WoW Insider has been talking a bit about Uldaman recently, and I think there's a lot of merit to further exploration of the site. Uldaman was the first area in World of Warcraft where we got to explore the Titans. However, the state of Uldaman, or at least the parts of Uldaman that we have seen so far, are mostly ruined and crumbling. Clearly, there was once a very impressive complex there, but it has been buried beneath the earth, swallowed up by the sands of time.
Since we explored Uldaman's depths, we've seen far more in the way of Titan installations. Ulduar, for example, is a massive complex that, despite the outbreak of Yogg-Saron's corruption, was the first example we saw of Titan technology fully functional. In fact, the Titan facilities in Northrend seemed to span the continent, from Sholazar Basin to Wyrmrest Temple, and if you also take into consideration the ancient Vrykul settlements that may well have pre-dated the Curse of Flesh, or the Iron Dwarf buildings going down the eastern coast, or even the Blue Dragonflight headquarters in the Coldarra, we were exposed to a huge amount of Titan things in Northrend.
And it didn't end there either: Cataclysm took us not only to the four Elemental Planes (which were created by the Titans to serves as prisons/suitable habitats for the Elementals) but also to Uldum, whose primary purpose appeared to be to house the re-origination device.
And now, even in a distant land that at first seemed wholly unconnected to the rest of Azeroth, we have now discovered that the Titans left their mark here as well, creating the Mogu and filling the continent with facilities like Mogu'shan Vaults.
We have gained a generally better sense of what the Titans' game plan was, even if we don't know what their ultimate goal was. As Mogu'shan Vaults seemed to be where the Titans created the Mogu, and Ulduar's Forge of Wills was capable of pumping out Iron Vrykul, Earthen, and Mechagnomes, it would seem possible that Uldaman could have held another production facility, creating the Earthen that would later transform into the Bronzebeard, Wildhammer, and Dark Iron dwarves. Yet neither Ulduar nor Pandaria's Titan facility had people-production as its main purpose. Ulduar served as both the prison for Yogg-Saron and the seat on which the Prime Designate watched over the planet. Uldum was the home of the re-origination device, which the Tol'vir were created to protect. Pandaria's Facility (whose "Uld" name has not been revealed) was likely pulling double duty as a prison for Y'shaarj and some kind of experimentation facility with the Vale of Eternal Blossoms.

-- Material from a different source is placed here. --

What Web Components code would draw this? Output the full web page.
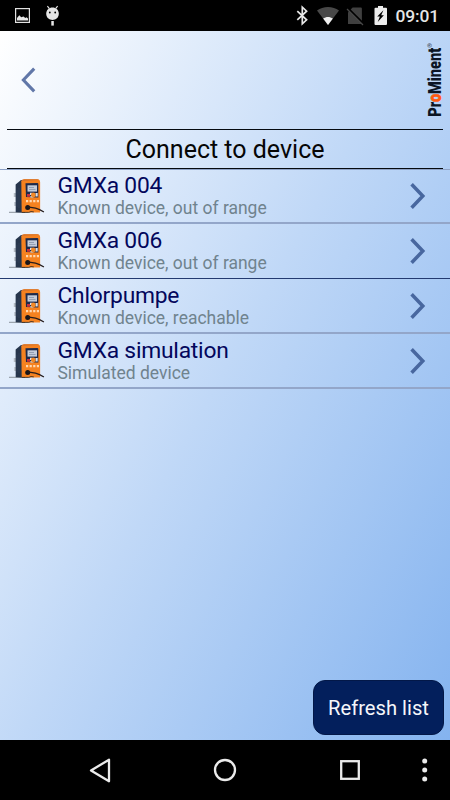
<!DOCTYPE html>
<html lang="en">
<head>
<meta charset="utf-8">
<title>Connect to device</title>
<style>
html,body{margin:0;height:100%;overflow:hidden}
body{font-family:Roboto,"Liberation Sans",sans-serif;background:#000}
</style>
</head>
<body>
<device-screen></device-screen>
<script>
function define(name, html) {
  const t = document.createElement('template');
  t.innerHTML = html;
  customElements.define(name, class extends HTMLElement {
    constructor() {
      super();
      this.attachShadow({mode: 'open'}).appendChild(t.content.cloneNode(true));
    }
  });
}

define('status-bar', `
<style>
:host{display:flex;align-items:center;height:31px;background:#000;color:#e6e6e6;box-sizing:border-box}
svg{display:block;flex:none}
.clock{margin-left:.5px;font-size:17.400px;line-height:31px;font-weight:500;letter-spacing:-.1px;padding-top:2px}
</style>
<svg width="395" height="31" viewBox="0 0 395 31">
  <rect x="15.6" y="8.6" width="13.8" height="13.8" fill="none" stroke="#e2e2e2" stroke-width="1.2"/>
  <path d="M17 20.5V18l2.3-2.7 1.9 2 2.3-.8 1.8 1.4 1.2-.7 1.5 1.3v2z" fill="#e6e6e6"/>
  <path d="M47.4 6.2l2 2.5M57.6 6.2l-2 2.5" stroke="#e6e6e6" stroke-width="1.1"/>
  <path d="M46.2 13.8c0-4 2.8-6.3 6.3-6.3s6.3 2.3 6.3 6.3c0 3.8-3 6.2-6.3 6.2s-6.3-2.4-6.3-6.2z" fill="#e6e6e6"/>
  <rect x="51.3" y="21" width="2.5" height="4.6" fill="#e6e6e6"/>
  <circle cx="49.8" cy="12.5" r=".9" fill="#000"/><circle cx="55.2" cy="12.5" r=".9" fill="#000"/>
  <path d="M297.3 11.2l9.3 8.6-4.3 4V7.2l4.3 4-9.3 8.6" fill="none" stroke="#e8e8e8" stroke-width="1.7"/>
  <path d="M328 25L317 10.6c6-4.9 16-4.9 22 0z" fill="#484848"/>
  <path d="M328 25l-4.9-6.5c3-2.1 6.8-2.1 9.8 0z" fill="#f0f0f0"/>
  <path d="M352.6 7.6h8.200q1.100 0 1.100 1.100v14.200q0 1.100-1.100 1.100H348v-11.800z" fill="#404040"/>
  <path d="M347.800 8.300l15.400 15.400" stroke="#000" stroke-width="2.400"/>
  <path d="M347 9l16 16" stroke="#474747" stroke-width="1.300"/>
  <path d="M378 6h5v1.700h3q1 0 1 1v15.200q0 1-1 1h-10.500q-1 0-1-1V8.700q0-1 1-1h2.500z" fill="#ededed"/>
  <path d="M383.400 10.200l-6.200 6.300h2.700l-2.200 5.500 6.200-6.700h-2.700z" fill="#000"/>
</svg>
<span class="clock"><slot></slot></span>`);

define('brand-logo', `
<style>
:host{display:block;width:17px;height:78px}
svg{display:block;overflow:visible}
text{font-family:Roboto,"Liberation Sans",sans-serif}
</style>
<svg width="17" height="78" viewBox="0 0 17 78">
  <g transform="translate(15.500 75.800) rotate(-90)">
    <text font-size="17.500" font-weight="900" fill="#0b1524" textLength="69" lengthAdjust="spacingAndGlyphs">Pr<tspan fill="#ff5a10" stroke="#ff5a10" stroke-width=".6">o</tspan>Minent</text>
    <text x="69" y="-8.500" font-size="6" fill="#26323f">®</text>
  </g>
</svg>`);

define('app-header', `
<style>
:host{display:flex;justify-content:space-between;height:98px;padding:0 8px 0 21px;box-sizing:border-box}
svg{display:block;margin-top:35px}
brand-logo{margin-top:10px}
</style>
<svg width="16" height="28" viewBox="0 0 16 28"><path d="M13.200 2.600L2.400 14l10.800 11.400" fill="none" stroke="#6177a8" stroke-width="3.100"/></svg>
<brand-logo></brand-logo>`);

define('page-title', `
<style>
:host{display:block;height:40px;box-sizing:border-box;margin:0 7px;border-top:1px solid #050a10;border-bottom:1px solid #050a10;text-align:center;font-size:25px;line-height:40px;color:#060606}
</style>
<slot></slot>`);

define('pump-icon', `
<style>:host{display:block;width:37px;height:36px}svg{display:block}</style>
<svg width="37" height="36" viewBox="0 0 37 36">
  <path d="M0 34.300h13" stroke="#89919a" stroke-width="1"/>
  <path d="M4.800 15h2.500v4H4.800zM5.300 24h2v4h-2z" fill="#b4bcc6"/>
  <path d="M6.600 6.500L12 2l4 1V34.800l-9.300-.6z" fill="#26354c"/>
  <path d="M8 12v17M10 10v20" stroke="#34445d" stroke-width=".7"/>
  <path d="M12.300 3.300q.8-2 3-2h12.800q3 0 3 3V34.500H12.700z" fill="#f58220"/>
  <path d="M12.300 3.300q.8-2 3-2h12.800q1.300 0 2 .8l-14.600 1z" fill="#d9752a"/>
  <path d="M16.500 5.300l11.800-.3q1 0 1 1v13.500l-12.300-.6z" fill="#1c2a4b"/>
  <path d="M18.500 7.300h9.500v6.300h-9.500z" fill="#c3ccda"/>
  <path d="M20 9.500h5M20 11.500h6.500" stroke="#8793a8" stroke-width=".8"/>
  <path d="M18 16h3v2.800h-3z" fill="#c5313f"/><path d="M21 14.800h2.400v2.300H21zM26.500 15h2.200v3.500h-2.200zM21.400 18h3v1.500h-3z" fill="#dce1e8"/>
  <circle cx="24.300" cy="17" r="2.400" fill="#f28a28"/>
  <path d="M17 23.200h13" stroke="#ffd9b4" stroke-width="2.200" stroke-dasharray="2.200 1.400"/>
  <circle cx="18.700" cy="29.500" r="2.500" fill="#18151a"/>
  <path d="M18.500 28.800l8 1.300q4 1 8.400 4" fill="none" stroke="#241b1b" stroke-width="1.200"/>
  <path d="M12.800 34.400h7q2-1.500 5-.5" stroke="#222" stroke-width=".8" fill="none"/>
</svg>`);

define('device-row', `
<style>
:host{display:flex;align-items:flex-start;height:55px;box-sizing:border-box;padding:0 23px 0 9px;border-bottom:2px solid #93a6c9}
:host(:first-child){margin-top:-1px}
:host([strong]){border-bottom:1px solid #233a70}
pump-icon{margin-top:9px}
.t{flex:1;margin-left:11.500px;padding-top:4px;white-space:nowrap}
.n{font-size:22.800px;line-height:26px;color:#03075c;letter-spacing:-.22px}
.s{font-size:17.480px;line-height:19px;color:#70838e}
svg{display:block;margin-top:12px}
</style>
<pump-icon></pump-icon>
<div class="t"><div class="n"><slot></slot></div><div class="s"><slot name="state"></slot></div></div>
<svg width="18" height="30" viewBox="0 0 18 30"><path d="M2.600 3.200L13.800 15 2.600 26.800" fill="none" stroke="#48679f" stroke-width="3.500"/></svg>`);

define('action-button', `
<style>
:host{display:block;width:131px;height:55px;box-sizing:border-box;border-radius:12px;background:#031f5c;border:1px solid #031848;color:#f5f6fa;text-align:center;font-size:20.200px;line-height:54px}
</style><slot></slot>`);

define('nav-bar', `
<style>
:host{display:grid;grid-template-columns:75px 50px 75px 50px 75px 50px 25px 50px;align-items:center;height:60px;background:#000}
svg{display:block;width:50px;height:60px;fill:none;stroke:#ebebeb;stroke-width:2.300}
.more{fill:#ebebeb;stroke:none}
</style>
<span></span>
<svg viewBox="0 0 50 60"><path d="M34 19.700v21.600L16 30.500z" stroke-linejoin="round"/></svg>
<span></span>
<svg viewBox="0 0 50 60"><circle cx="25" cy="30" r="10"/></svg>
<span></span>
<svg viewBox="0 0 50 60"><rect x="16.200" y="21.200" width="17.600" height="17.600"/></svg>
<span></span>
<svg class="more" viewBox="0 0 50 60"><circle cx="24.700" cy="21" r="2.500"/><circle cx="24.700" cy="30" r="2.500"/><circle cx="24.700" cy="39" r="2.500"/></svg>`);

define('device-screen', `
<style>
:host{display:flex;flex-direction:column;width:450px;height:800px}
main{flex:1;display:flex;flex-direction:column;background:linear-gradient(119deg,#fff 0%,#c0d8f7 49%,#84b3ef 100%)}
.list{display:block;border-top:1px solid #8ea2c6}
action-button{margin:auto 6px 5px auto}
</style>
<status-bar>09:01</status-bar>
<main>
  <app-header></app-header>
  <page-title>Connect to device</page-title>
  <div class="list">
    <device-row>GMXa 004<span slot="state">Known device, out of range</span></device-row>
    <device-row strong>GMXa 006<span slot="state">Known device, out of range</span></device-row>
    <device-row>Chlorpumpe<span slot="state">Known device, reachable</span></device-row>
    <device-row>GMXa simulation<span slot="state">Simulated device</span></device-row>
  </div>
  <action-button>Refresh list</action-button>
</main>
<nav-bar></nav-bar>`);
</script>
</body>
</html>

So while it's fine that Uldaman is the birthplace of the playable dwarves (and likely gnomes) it stands to reason that there ought to be some other purpose behind the place.
The one thing we do see happen in or around Uldaman that we haven't seen anywhere else is the purification of Wrathion's egg. Out in the Badlands, a Red Dragon, aided by an adventurer, steals a black dragon egg and brings it to a Gnome scientist. After exposing the egg as well as several other black dragon samples to a strange Titan device, the egg is purified - totally cleansed of the Old God Corruption. This is how Wrathion came to be.
The story goes that the Titans could not destroy the Old Gods without destroying Azeroth itself. For years, we did not know exactly why, but when we traveled to Pandaria, the answer became clear - when Y'shaarj was killed, the problem became more insidious, as his essence seeped into everything, called forward whenever someone merely had a negative emotion. If the continent-spanning threat of the Sha is the result of one Old God's death, what might occur if all of them were to be destroyed? At least a living Old God can theoretically be contained.
The Titans imprisoned the Old Gods eons ago. But would the Titans have simply given up? Would they simply lock the doors and hope that the Old Gods never figured out how to get out?
No. They would have started a massive campaign to research some way to extract the Old Gods. To purify Azeroth without having to destroy it. And the place where that research was conducted? Uldaman.
Uldaman may have been the most important facility on Azeroth - the one that held the strongest hope for a lasting victory agains the eldritch beings that poisoned the land. Within the space of a few seconds, the Eye of the Watchers was able to purify a black dragon - whose entire line had been corrupted for ten thousand years. Perhaps Wrathion is just the first example of what Uldaman means for Azeroth.